By Joel Miller, Psomas and Angie Brooks, Brooks + Scarpa

Historic Flower Market Part of LA’s Urban Renaissance

For the past 15 years, Downtown Los Angeles has been going through an urban metamorphosis as developers have built dozens of residential high-rises throughout the area. This has spawned the transformation of downtown from a daytime office/industrial hub into a vibrant 24-hour urban neighborhood and entertainment destination.

The Flower Market is a beloved cultural institution with a long history in Downtown Los Angeles dating back to the early 1900s. Ownership is through a consortium of families, many descended from the Japanese immigrant flower growers who founded the market more than a century ago. Over time, the Flower Market has become one of the world’s largest wholesale flower markets.

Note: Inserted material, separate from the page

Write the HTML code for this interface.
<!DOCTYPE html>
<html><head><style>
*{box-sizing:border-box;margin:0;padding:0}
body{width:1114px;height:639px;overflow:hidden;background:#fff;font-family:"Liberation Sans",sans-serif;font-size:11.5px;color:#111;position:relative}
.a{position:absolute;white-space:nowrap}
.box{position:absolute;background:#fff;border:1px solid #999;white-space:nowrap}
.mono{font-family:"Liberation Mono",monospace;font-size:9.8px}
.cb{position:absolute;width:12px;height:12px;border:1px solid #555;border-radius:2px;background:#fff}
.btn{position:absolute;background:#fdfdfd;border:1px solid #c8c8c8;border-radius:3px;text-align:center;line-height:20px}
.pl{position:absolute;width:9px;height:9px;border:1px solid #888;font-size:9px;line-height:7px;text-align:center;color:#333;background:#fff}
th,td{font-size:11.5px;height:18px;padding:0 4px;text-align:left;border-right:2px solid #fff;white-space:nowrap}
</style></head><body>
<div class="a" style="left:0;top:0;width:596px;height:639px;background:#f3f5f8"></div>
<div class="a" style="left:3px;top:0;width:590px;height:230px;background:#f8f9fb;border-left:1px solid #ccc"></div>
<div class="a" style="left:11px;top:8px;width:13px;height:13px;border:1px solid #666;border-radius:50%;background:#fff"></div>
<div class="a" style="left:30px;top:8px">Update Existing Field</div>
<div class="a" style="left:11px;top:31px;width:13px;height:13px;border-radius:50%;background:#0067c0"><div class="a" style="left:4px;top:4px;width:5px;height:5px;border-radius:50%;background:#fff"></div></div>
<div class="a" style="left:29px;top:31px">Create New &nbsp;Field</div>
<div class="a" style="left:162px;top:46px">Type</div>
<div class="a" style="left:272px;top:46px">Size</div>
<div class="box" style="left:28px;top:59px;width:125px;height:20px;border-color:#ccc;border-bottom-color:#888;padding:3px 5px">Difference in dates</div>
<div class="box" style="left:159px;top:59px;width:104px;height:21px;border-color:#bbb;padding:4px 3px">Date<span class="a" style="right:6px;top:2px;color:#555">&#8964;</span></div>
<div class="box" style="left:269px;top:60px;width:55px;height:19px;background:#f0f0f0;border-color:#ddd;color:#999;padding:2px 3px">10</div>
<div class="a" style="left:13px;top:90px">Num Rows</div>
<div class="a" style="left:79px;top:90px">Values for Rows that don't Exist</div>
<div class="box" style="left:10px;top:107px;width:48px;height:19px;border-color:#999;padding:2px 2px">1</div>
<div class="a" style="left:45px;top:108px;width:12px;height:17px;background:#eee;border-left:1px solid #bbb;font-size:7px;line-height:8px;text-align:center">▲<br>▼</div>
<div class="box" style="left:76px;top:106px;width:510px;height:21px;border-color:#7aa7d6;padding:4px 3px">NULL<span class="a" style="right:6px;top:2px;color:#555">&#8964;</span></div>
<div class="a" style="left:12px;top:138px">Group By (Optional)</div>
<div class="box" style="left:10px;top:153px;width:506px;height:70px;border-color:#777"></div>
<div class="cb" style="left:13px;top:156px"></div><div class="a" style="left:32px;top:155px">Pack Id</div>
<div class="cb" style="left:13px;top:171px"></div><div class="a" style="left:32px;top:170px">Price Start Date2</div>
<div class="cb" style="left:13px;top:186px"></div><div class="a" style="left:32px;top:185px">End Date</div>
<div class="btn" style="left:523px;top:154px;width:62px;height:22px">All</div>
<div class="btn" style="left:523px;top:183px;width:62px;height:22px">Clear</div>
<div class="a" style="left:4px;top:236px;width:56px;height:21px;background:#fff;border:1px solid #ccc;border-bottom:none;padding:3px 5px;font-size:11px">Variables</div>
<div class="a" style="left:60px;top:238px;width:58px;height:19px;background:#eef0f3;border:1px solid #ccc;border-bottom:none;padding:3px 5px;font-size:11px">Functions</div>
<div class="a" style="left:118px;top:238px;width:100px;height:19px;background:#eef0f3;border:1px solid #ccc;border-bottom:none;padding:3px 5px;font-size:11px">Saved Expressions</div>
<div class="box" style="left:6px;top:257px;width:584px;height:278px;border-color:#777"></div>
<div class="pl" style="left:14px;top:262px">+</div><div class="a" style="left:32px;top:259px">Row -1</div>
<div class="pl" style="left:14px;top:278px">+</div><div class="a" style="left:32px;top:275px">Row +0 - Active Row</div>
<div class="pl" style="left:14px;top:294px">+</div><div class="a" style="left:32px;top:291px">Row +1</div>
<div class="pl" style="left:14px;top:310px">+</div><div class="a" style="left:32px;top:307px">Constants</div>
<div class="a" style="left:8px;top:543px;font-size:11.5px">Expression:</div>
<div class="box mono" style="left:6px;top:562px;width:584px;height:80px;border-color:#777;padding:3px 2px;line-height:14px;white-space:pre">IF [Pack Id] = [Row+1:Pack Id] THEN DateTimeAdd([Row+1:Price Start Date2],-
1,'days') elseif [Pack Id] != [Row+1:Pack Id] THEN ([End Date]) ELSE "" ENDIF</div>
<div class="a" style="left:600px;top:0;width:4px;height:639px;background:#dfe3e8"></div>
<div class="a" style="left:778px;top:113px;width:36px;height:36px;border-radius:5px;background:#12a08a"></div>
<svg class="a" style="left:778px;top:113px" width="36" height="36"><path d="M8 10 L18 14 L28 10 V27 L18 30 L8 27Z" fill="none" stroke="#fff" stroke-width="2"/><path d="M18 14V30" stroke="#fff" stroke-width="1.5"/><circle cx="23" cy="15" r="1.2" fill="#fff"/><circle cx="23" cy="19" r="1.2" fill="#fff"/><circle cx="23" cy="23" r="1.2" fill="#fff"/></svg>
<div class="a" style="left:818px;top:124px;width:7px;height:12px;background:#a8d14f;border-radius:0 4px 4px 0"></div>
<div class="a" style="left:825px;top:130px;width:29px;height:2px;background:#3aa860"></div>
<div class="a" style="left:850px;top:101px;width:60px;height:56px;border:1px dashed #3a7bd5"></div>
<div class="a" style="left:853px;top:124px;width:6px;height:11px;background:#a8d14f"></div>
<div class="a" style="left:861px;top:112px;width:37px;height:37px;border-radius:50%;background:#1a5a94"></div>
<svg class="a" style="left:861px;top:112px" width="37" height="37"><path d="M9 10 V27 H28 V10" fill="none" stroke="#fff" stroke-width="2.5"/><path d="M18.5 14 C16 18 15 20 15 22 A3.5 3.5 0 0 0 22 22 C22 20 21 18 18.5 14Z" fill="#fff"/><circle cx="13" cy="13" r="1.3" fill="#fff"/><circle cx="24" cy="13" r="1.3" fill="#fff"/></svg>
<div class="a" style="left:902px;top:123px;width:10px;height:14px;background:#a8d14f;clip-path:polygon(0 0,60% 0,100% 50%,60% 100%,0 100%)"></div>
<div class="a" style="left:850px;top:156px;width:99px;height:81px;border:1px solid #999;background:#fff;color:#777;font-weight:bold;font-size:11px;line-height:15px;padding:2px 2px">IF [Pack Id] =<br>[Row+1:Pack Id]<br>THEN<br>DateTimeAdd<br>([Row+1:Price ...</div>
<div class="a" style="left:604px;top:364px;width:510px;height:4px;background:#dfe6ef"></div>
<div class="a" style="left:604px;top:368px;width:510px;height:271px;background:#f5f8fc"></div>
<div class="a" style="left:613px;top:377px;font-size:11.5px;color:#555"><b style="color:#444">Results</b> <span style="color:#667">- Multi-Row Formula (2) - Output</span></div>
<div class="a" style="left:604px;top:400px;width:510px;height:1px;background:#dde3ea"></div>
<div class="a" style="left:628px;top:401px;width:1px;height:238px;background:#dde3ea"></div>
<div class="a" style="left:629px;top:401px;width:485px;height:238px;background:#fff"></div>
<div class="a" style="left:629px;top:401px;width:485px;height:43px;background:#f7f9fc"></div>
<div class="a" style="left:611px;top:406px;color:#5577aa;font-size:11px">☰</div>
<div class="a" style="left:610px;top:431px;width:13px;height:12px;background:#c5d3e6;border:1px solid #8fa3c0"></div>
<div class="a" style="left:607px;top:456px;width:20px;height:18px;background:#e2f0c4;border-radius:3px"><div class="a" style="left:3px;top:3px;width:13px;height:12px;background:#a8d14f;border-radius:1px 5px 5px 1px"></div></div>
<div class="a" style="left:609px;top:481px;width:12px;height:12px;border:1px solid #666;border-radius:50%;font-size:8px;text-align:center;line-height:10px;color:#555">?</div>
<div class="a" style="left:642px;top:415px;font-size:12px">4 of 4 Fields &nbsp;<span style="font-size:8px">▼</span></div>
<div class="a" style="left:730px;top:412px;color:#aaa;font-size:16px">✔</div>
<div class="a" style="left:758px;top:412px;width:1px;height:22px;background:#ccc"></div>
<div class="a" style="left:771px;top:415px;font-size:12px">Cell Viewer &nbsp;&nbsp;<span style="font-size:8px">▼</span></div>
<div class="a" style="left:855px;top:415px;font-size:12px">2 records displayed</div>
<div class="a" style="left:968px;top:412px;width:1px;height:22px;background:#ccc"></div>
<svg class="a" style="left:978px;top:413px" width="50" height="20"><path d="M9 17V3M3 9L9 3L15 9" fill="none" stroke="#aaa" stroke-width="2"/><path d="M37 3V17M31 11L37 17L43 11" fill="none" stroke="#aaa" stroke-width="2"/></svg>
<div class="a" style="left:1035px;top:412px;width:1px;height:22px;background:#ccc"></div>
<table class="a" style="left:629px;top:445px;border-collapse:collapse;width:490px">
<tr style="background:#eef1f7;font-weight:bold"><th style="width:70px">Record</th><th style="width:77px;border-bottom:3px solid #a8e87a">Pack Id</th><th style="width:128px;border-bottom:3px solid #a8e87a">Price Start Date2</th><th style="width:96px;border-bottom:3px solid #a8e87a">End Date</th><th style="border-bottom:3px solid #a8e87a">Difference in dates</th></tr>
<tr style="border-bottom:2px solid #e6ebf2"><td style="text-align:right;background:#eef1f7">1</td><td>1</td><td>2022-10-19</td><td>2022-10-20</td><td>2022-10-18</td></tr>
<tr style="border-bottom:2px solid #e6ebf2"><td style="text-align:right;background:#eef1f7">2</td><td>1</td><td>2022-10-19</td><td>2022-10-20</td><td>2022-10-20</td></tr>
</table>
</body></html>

With the renaissance of LA’s downtown, the descendants of the original owners see the value in their 3 ½-acre site and are looking for a higher return on their investment. The owners could have sold their property to another downtown developer, but instead decided to move forward with their own development design concept that would retain the Flower Market. They’ve chosen the course of preserving a valuable commercial and historical asset to the region.

Plans call for the preservation of the historic Flower Market and also transforming it for the next 100 years. The development design takes its cue from the flower itself and incorporates color, pattern and a residential tower that resembles a honeycomb.

The current bustling marketplace, where vendors sell flowers wholesale and retail, mainly operates in the early morning hours. Looking to the future, the Flower Market’s owners envision a 24/7 neighborhood with the addition of commercial/retail/event space and 323 dwelling units in a 15-story residential tower, which will transform the neighborhood. An integral part of the transformation, the wholesale flower market itself will flow into a lively open walkway, with amenities like flower kiosks, incubator culinary stalls, benches, and bike parking.

This proposed project has relevance to cities across the country with dense downtown cores that want to preserve historic spaces, while taking part in the urban renaissance.